The one-term city councilor told mayoral voters that he was a successful businessman who could bring new life into Fall River — but the trial confirmed that he was instead a scammy techbro who funded what the criminal complaint described as his “lavish” lifestyle, complete with stays at fancy hotels and a Mercedes car, with investor money intended for his smartphone app “SnoOwl,” an app with the nebulous goal of connecting businesses with consumers.
Correia told potential investors that he “was a successful tech entrepreneur who previously sold another app, Findit Networks, for a large profit; their investment funds would be used for expenses related to the development of the app; he would not take a salary or otherwise draw compensation from SnoOwl; and he would use his best efforts to ensure the success of SnoOwl,” according to the criminal complaint.

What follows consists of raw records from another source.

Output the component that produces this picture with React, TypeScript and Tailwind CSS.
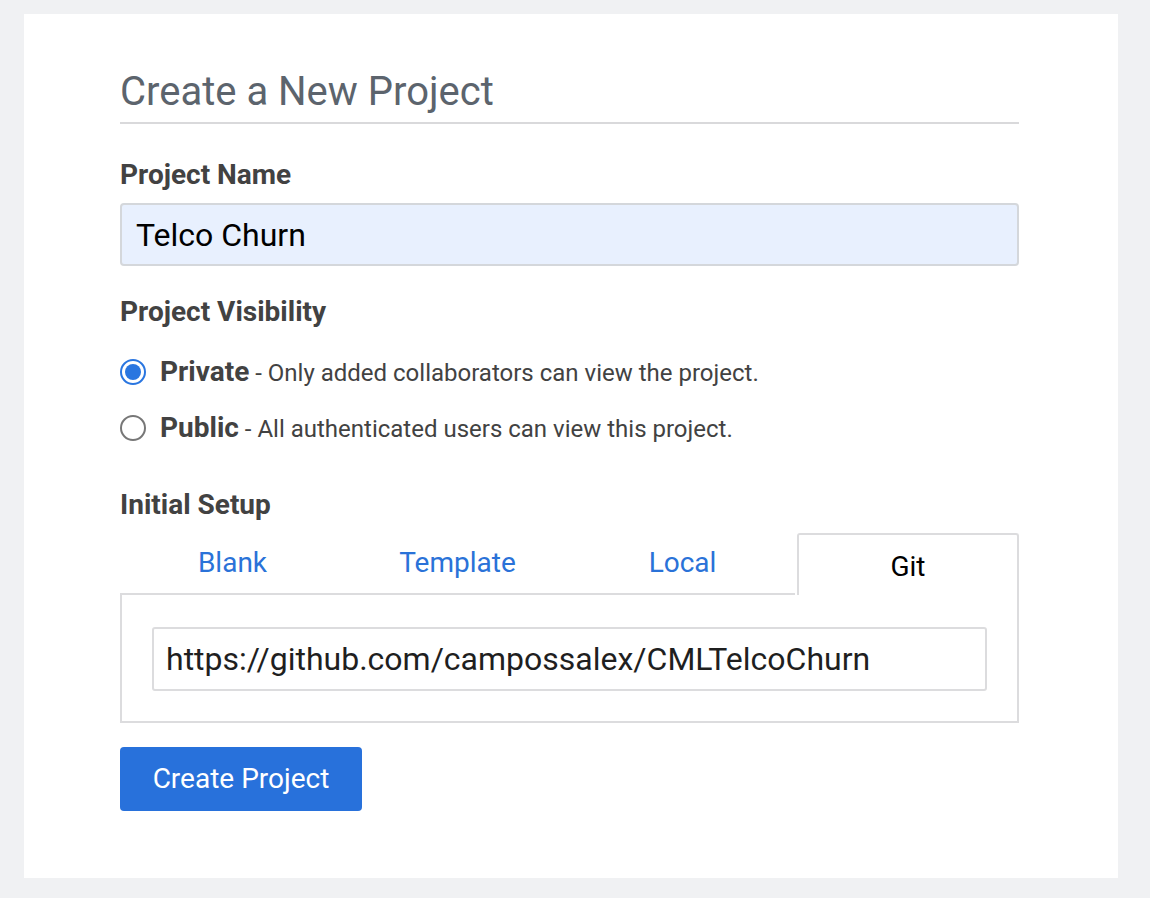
export default function App() {
  const tabs = ["Blank", "Template", "Local", "Git"];
  const active = "Git";

  return (
    <main
      className="min-h-[898px] bg-[#f0f1f3] pt-[14px] pl-[24px] pr-[32px] pb-[20px]"
      style={{ fontFamily: "Roboto, 'Liberation Sans', sans-serif" }}
    >
      <div className="bg-white w-[1094px] h-[864px] pl-[96px] pr-[99px] pt-[54px]">
        <h1 className="text-[40px] leading-[48px] text-[#5c646d] pb-[6px] border-b-2 border-[#d9d9db]">
          Create a New Project
        </h1>

        <label className="block mt-[36px] text-[28px] leading-[30px] font-bold text-[#424242]">
          Project Name
        </label>
        <div className="mt-[13px] h-[63px] flex items-center px-[14px] bg-[#e8f0fe] border-2 border-[#d4d7db] rounded-[4px] text-[32px] text-black">
          Telco Churn
        </div>

        <label className="block mt-[31px] text-[28px] leading-[30px] font-bold text-[#424242]">
          Project Visibility
        </label>

        <div className="mt-[32px] flex flex-col gap-[30px]">
          <div className="flex items-center gap-[14px] h-[26px]">
            <span className="w-[26px] h-[26px] rounded-full border-2 border-[#2a76e0] flex items-center justify-center">
              <span className="w-[16px] h-[16px] rounded-full bg-[#2a76e0]" />
            </span>
            <span className="text-[#424242] whitespace-nowrap">
              <b className="text-[28px] font-bold">Private</b>
              <span className="text-[24px]"> - Only added collaborators can view the project.</span>
            </span>
          </div>
          <div className="flex items-center gap-[14px] h-[26px]">
            <span className="w-[26px] h-[26px] rounded-full border-2 border-[#777]" />
            <span className="text-[#424242] whitespace-nowrap">
              <b className="text-[28px] font-bold">Public</b>
              <span className="text-[24px]"> - All authenticated users can view this project.</span>
            </span>
          </div>
        </div>

        <label className="block mt-[49px] text-[28px] leading-[30px] font-bold text-[#424242]">
          Initial Setup
        </label>

        <div className="mt-[13px] flex">
          {tabs.map((t) =>
            t === active ? (
              <div
                key={t}
                className="flex-1 ml-[2px] h-[62px] flex items-center justify-center border-2 border-b-0 border-[#dcdcde] rounded-t-[3px] text-[28px] text-black pt-[3px]"
              >
                {t}
              </div>
            ) : (
              <div
                key={t}
                className="w-[225px] h-[62px] flex items-center justify-center border-b-2 border-[#dcdcde] text-[28px] text-[#2a72d8]"
              >
                {t}
              </div>
            )
          )}
        </div>
        <div className="border-2 border-t-0 border-[#dcdcde] px-[30px] pt-[32px] pb-[30px]">
          <div className="h-[64px] flex items-center px-[12px] border-2 border-[#dcdcde] rounded-[3px] text-[32px] text-[#1f1f1f]">
            https://github.com/campossalex/CMLTelcoChurn
          </div>
        </div>

        <button className="mt-[24px] w-[242px] h-[64px] bg-[#2871db] text-white text-[28px] rounded-[4px]">
          Create Project
        </button>
      </div>
    </main>
  );
}
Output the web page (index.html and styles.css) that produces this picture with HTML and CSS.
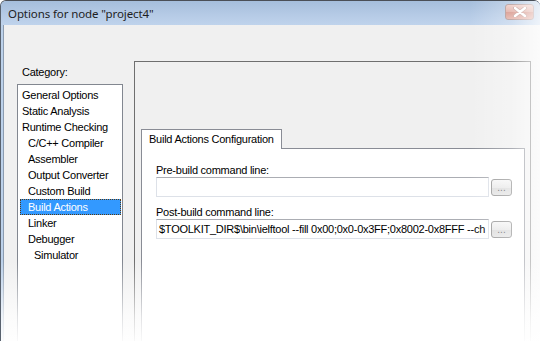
FILE: index.html
```html
<!DOCTYPE html>
<html>
<head>
<meta charset="utf-8">
<link rel="stylesheet" href="styles.css">
</head>
<body>
<div class="window">
  <div class="titlebar">
    <span class="title">Options for node "project4"</span>
    <div class="close">
      <svg width="16" height="10" viewBox="0 0 16 10"><path d="M3 1 L13 9 M13 1 L3 9" stroke="#b98a84" stroke-width="4" stroke-linecap="round"/><path d="M3 1 L13 9 M13 1 L3 9" stroke="#ffffff" stroke-width="2.4" stroke-linecap="round"/></svg>
    </div>
  </div>
  <div class="client">
    <div class="category">
      <div class="cat-label">Category:</div>
      <div class="listbox">
        <div class="item l0">General Options</div>
        <div class="item l0">Static Analysis</div>
        <div class="item l0">Runtime Checking</div>
        <div class="item l1">C/C++ Compiler</div>
        <div class="item l1">Assembler</div>
        <div class="item l1">Output Converter</div>
        <div class="item l1">Custom Build</div>
        <div class="item l1 selected"><span class="sel">Build Actions</span></div>
        <div class="item l1">Linker</div>
        <div class="item l1">Debugger</div>
        <div class="item l2">Simulator</div>
      </div>
    </div>
    <div class="panel">
      <div class="tabs">
        <div class="tab">Build Actions Configuration</div>
      </div>
      <div class="tabpage">
        <div class="field-label">Pre-build command line:</div>
        <div class="row">
          <div class="edit"></div>
          <div class="btn">...</div>
        </div>
        <div class="field-label second">Post-build command line:</div>
        <div class="row">
          <div class="edit">$TOOLKIT_DIR$\bin\ielftool --fill 0x00;0x0-0x3FF;0x8002-0x8FFF --ch</div>
          <div class="btn">...</div>
        </div>
      </div>
    </div>
  </div>
  <div class="fade-right"></div>
  <div class="fade-bottom"></div>
</div>
</body>
</html>
```
FILE: styles.css
```css
html, body {
  margin: 0;
  padding: 0;
  background: #ffffff;
}
body {
  width: 540px;
  height: 341px;
  overflow: hidden;
  font-family: "Liberation Sans", Arial, sans-serif;
  font-size: 11px;
  letter-spacing: -0.25px;
  color: #000;
}
.window {
  position: relative;
  width: 540px;
  height: 341px;
  box-sizing: border-box;
  border-top: 1px solid #4a4f57;
  border-left: 1px solid #59626e;
  border-radius: 6px 6px 0 0;
  background: #bcd1ea;
  display: flex;
  flex-direction: column;
  overflow: hidden;
}
.titlebar {
  height: 24px;
  flex: none;
  display: flex;
  align-items: center;
  justify-content: space-between;
  padding: 0 6px 0 7px;
  background: linear-gradient(#a5bedc, #b6cbe6 60%, #bfd3ec);
}
.title {
  font-family: "Noto Sans", "Open Sans", sans-serif;
  font-size: 11.5px;
  color: #1e1e1e;
  padding-top: 1px;
  letter-spacing: -0.1px;
}
.close {
  width: 29px;
  height: 16px;
  box-sizing: border-box;
  margin-top: -3px;
  border: 1px solid #a88a88;
  border-radius: 3px;
  background: linear-gradient(#ecc3bc, #dca095 50%, #d08477 51%, #e0a79c);
  display: flex;
  align-items: center;
  justify-content: center;
}
.close svg { display: block; }
.client {
  flex: 1;
  display: flex;
  margin-left: 2px;
  border-left: 1px solid #8c9cb0;
  background: #f0f0f0;
  padding-left: 13px;
}
.category {
  width: 106px;
  flex: none;
  padding-top: 41px;
}
.cat-label {
  height: 13px;
  line-height: 13px;
  padding-left: 5px;
  margin-bottom: 5px;
}
.listbox {
  height: 400px;
  box-sizing: border-box;
  background: #ffffff;
  border: 1px solid #828790;
  padding: 2px 1px;
}
.item {
  height: 16px;
  line-height: 16px;
  white-space: nowrap;
}
.l0 { padding-left: 3px; }
.l1 { padding-left: 9px; }
.l2 { padding-left: 15px; }
.item.selected {
  padding-left: 1px;
}
.sel {
  display: block;
  height: 16px;
  line-height: 14px;
  box-sizing: border-box;
  background: #3399ff;
  color: #ffffff;
  border: 1px dotted #5a3a10;
  padding-left: 7px;
}
.panel {
  margin-left: 11px;
  margin-top: 36px;
  width: 397px;
  flex: none;
  box-sizing: border-box;
  border: 1px solid #6f6f6f;
  border-bottom: none;
  padding: 67px 5px 0 6px;
  display: flex;
  flex-direction: column;
}
.tabs {
  display: flex;
  height: 19px;
  position: relative;
  z-index: 1;
}
.tab {
  box-sizing: border-box;
  height: 20px;
  padding: 0 7px;
  line-height: 19px;
  background: #ffffff;
  border: 1px solid #898c95;
  border-bottom: none;
}
.tabpage {
  flex: 1;
  background: #ffffff;
  border: 1px solid #898c95;
  border-bottom: none;
  padding: 15px 12px 0 14px;
}
.field-label {
  height: 13px;
  line-height: 13px;
}
.field-label.second {
  margin-top: 9px;
}
.row {
  display: grid;
  grid-template-columns: minmax(0, 1fr) 21px;
  gap: 2px;
  align-items: center;
}
.edit {
  min-width: 0;
  height: 20px;
  box-sizing: border-box;
  border: 1px solid #dde1e8;
  border-top-color: #abadb3;
  background: #ffffff;
  line-height: 18px;
  padding-left: 2px;
  white-space: nowrap;
  overflow: hidden;
}
.btn {
  height: 17px;
  box-sizing: border-box;
  border: 1px solid #9a9a9a;
  border-radius: 3px;
  background: linear-gradient(#f6f6f6, #e9e9e9 50%, #dcdcdc 51%, #e6e6e6);
  color: #6a6a6a;
  font-size: 10px;
  line-height: 15px;
  text-align: center;
  letter-spacing: 0;
}
.fade-right {
  position: absolute;
  top: 0;
  right: 0;
  width: 70px;
  height: 100%;
  background: linear-gradient(to right, rgba(255,255,255,0), rgba(255,255,255,0.3) 60%, rgba(255,255,255,0.75));
  pointer-events: none;
}
.fade-bottom {
  position: absolute;
  left: 0;
  bottom: 0;
  width: 100%;
  height: 80px;
  background: linear-gradient(rgba(255,255,255,0), rgba(255,255,255,0.75) 70%, rgba(255,255,255,0.95));
  pointer-events: none;
}
```
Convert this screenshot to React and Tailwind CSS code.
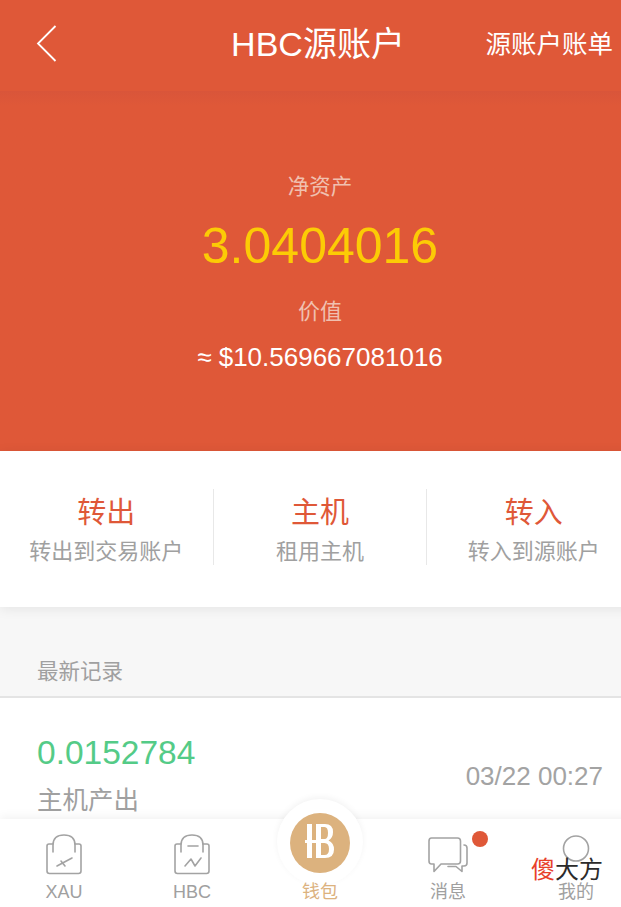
const sans = "font-['Liberation_Sans','Noto_Sans_CJK_SC',sans-serif]";

function Bag({ children }) {
  return (
    <svg width="38" height="42" viewBox="0 0 38 42" fill="none" stroke="#a3a3a3" strokeWidth="1.6" strokeLinecap="round" strokeLinejoin="round">
      <path d="M8 10 H4 Q2 10 2 12 V37 Q2 39.5 4.5 39.5 H33.5 Q36 39.5 36 37 V12 Q36 10 34 10 H30" />
      <path d="M8 18 V11 Q8 1 19 1 Q30 1 30 11 V18" />
      <path d="M8 10 H30" strokeOpacity="0" />
      {children}
    </svg>
  );
}

function Action({ title, sub, border }) {
  return (
    <div className={`flex-1 flex flex-col items-center h-[76px] pt-[4px] ${border ? "border-l border-[#e8e8e8]" : ""}`}>
      <div className="text-[29px] leading-[40px] text-[#df5838]">{title}</div>
      <div className="mt-[3px] text-[22px] leading-[32px] whitespace-nowrap text-[#a0a0a0]">{sub}</div>
    </div>
  );
}

function Tab({ icon, label, color = "text-[#a0a0a0]" }) {
  return (
    <div className="flex-1 flex flex-col items-center">
      <div className="h-[57px] flex items-end">{icon}</div>
      <div className={`relative z-10 text-[18px] leading-[24px] mt-[4px] ${color}`}>{label}</div>
    </div>
  );
}

export default function App() {
  return (
    <div className="w-[621px] h-[907px] overflow-hidden relative">
      <div className={`w-[640px] h-[907px] relative bg-[#f7f7f7] ${sans}`}>
        <header className="h-[91px] bg-[#df5838] relative flex items-center justify-center pr-[4px] text-white">
          <svg className="absolute left-[36px] top-[25px]" width="22" height="37" viewBox="0 0 22 37" fill="none" stroke="white" strokeWidth="1.8">
            <path d="M19.5 1 L2 18.5 L19.5 36" />
          </svg>
          <div className="text-[34px] leading-[40px] -mt-[3px]">HBC源账户</div>
          <div className="absolute right-[27px] top-[26px] text-[25.5px] leading-[36px]">源账户账单</div>
        </header>
        <section className="h-[360px] bg-gradient-to-b from-[#d9553a] to-[#df5838] to-[4%] flex flex-col items-center">
          <div className="mt-[81px] text-[21.5px] leading-[30px] text-[#f0c0b0]">净资产</div>
          <div className="mt-[15px] text-[50px] leading-[58px] text-[#fccb05]">3.0404016</div>
          <div className="mt-[22px] text-[22px] leading-[30px] text-[#f0c0b0]">价值</div>
          <div className="mt-[13px] text-[26px] leading-[34px] text-white">≈ $10.569667081016</div>
        </section>
        <section className="h-[156px] bg-white flex items-center shadow-[0_2px_12px_rgba(0,0,0,0.08)] relative pb-[4px]">
          <Action title="转出" sub="转出到交易账户" />
          <Action title="主机" sub="租用主机" border />
          <Action title="转入" sub="转入到源账户" border />
        </section>
        <div className="h-[91px] pl-[37px] pt-[49px] border-b-2 border-[#e4e4e4]">
          <div className="text-[21.5px] leading-[32px] text-[#a0a0a0]">最新记录</div>
        </div>
        <section className="bg-white h-[200px] pl-[37px] pr-[37px] flex justify-between">
          <div>
            <div className="mt-[34px] text-[33.5px] leading-[42px] text-[#54cb87]">0.0152784</div>
            <div className="mt-[8px] text-[25.5px] leading-[36px] text-[#a0a0a0]">主机产出</div>
          </div>
          <div className="mt-[60px] text-[26px] leading-[36px] text-[#a3a3a3]">03/22 00:27</div>
        </section>

        <nav className="absolute left-0 right-0 bottom-0 h-[88px] bg-white flex shadow-[0_-2px_10px_rgba(0,0,0,0.06)]">
          <Tab label="XAU" icon={
            <Bag>
              <path d="M12 32 L27 24 M16 27 L20 32" />
            </Bag>
          } />
          <Tab label="HBC" icon={
            <Bag>
              <path d="M15 12 H25" />
              <path d="M12 32 L18 25 L22 32 L28 24" />
            </Bag>
          } />
          <div className="flex-1 flex flex-col items-center">
            <div className="h-[57px]" />
            <div className="relative z-10 text-[18px] leading-[24px] mt-[4px] text-[#dcb27e]">钱包</div>
          </div>
          <Tab label="消息" icon={
            <div className="mb-[3px]">
              <svg className="block" width="40" height="36" viewBox="0 0 40 36" fill="none" stroke="#a3a3a3" strokeWidth="1.6" strokeLinejoin="round" strokeLinecap="round">
                <path d="M3.5 1 H29.5 Q32.5 1 32.5 4 V24 Q32.5 27 29.5 27 H13 L6 34.5 V27 H3.5 Q1 27 1 24 V4 Q1 1 3.5 1 Z" />
                <path d="M36 8 Q39 8 39 11 V26 Q39 29 36 29 H34 V34.5 L28 29.5 H20" />
              </svg>
            </div>
          } />
          <Tab label="我的" icon={
            <svg width="30" height="36" viewBox="0 0 30 36" fill="none" stroke="#a3a3a3" strokeWidth="1.6" className="mb-[5px]">
              <circle cx="15" cy="13.5" r="12.5" />
            </svg>
          } />
        </nav>
        <div className="absolute left-[277px] top-[799px] w-[86px] h-[86px] rounded-full bg-white shadow-[0_-2px_6px_rgba(0,0,0,0.05)] flex items-start justify-center pt-[14px]">
          <div className="w-[60px] h-[60px] rounded-full bg-[#dcb27e]">
            <svg className="block" width="60" height="60" viewBox="0 0 60 60" fill="white">
              <path d="M17 11 H22 V45 H17 Z" />
              <path d="M15 27 H27 V30 H15 Z" />
              <path fillRule="evenodd" d="M26 11 H35 Q43 11 43 19 Q43 25 38.5 27.5 Q44 30 44 36.5 Q44 45 35 45 H26 Z M31 14 V26 H34.5 Q38 26 38 20 Q38 14 34.5 14 Z M31 30 V42 H34.5 Q39 42 39 36 Q39 30 34.5 30 Z" />
            </svg>
          </div>
        </div>
        <div className="absolute left-[472px] top-[831px] w-4 h-4 rounded-full bg-[#df5838]" />
        <div className="absolute left-[531px] top-[854px] text-[24px] leading-[28px] font-['Noto_Sans_CJK_SC',sans-serif]">
          <span className="text-[#e8402a]">傻</span><span className="text-[#2b2b2b]">大方</span>
        </div>
      </div>
    </div>
  );
}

Seven investors took the bait and flooded the start-up with $363,690 in capital. The feds say that Correia used more than ⅔ of that money to enrich himself “while neglecting the development of the company to focus on his political career.”
The criminal complaint said that Correia’s neglect of SnoOwl — which he meticulously obscured from investors — was extreme, including “failing to do even the most basic tasks to keep the company viable.” He stopped paying the software developer, stopped paying server fees, and stopped paying “the nominal legal fees necessary to protect SnoOwl’s intellectual property.”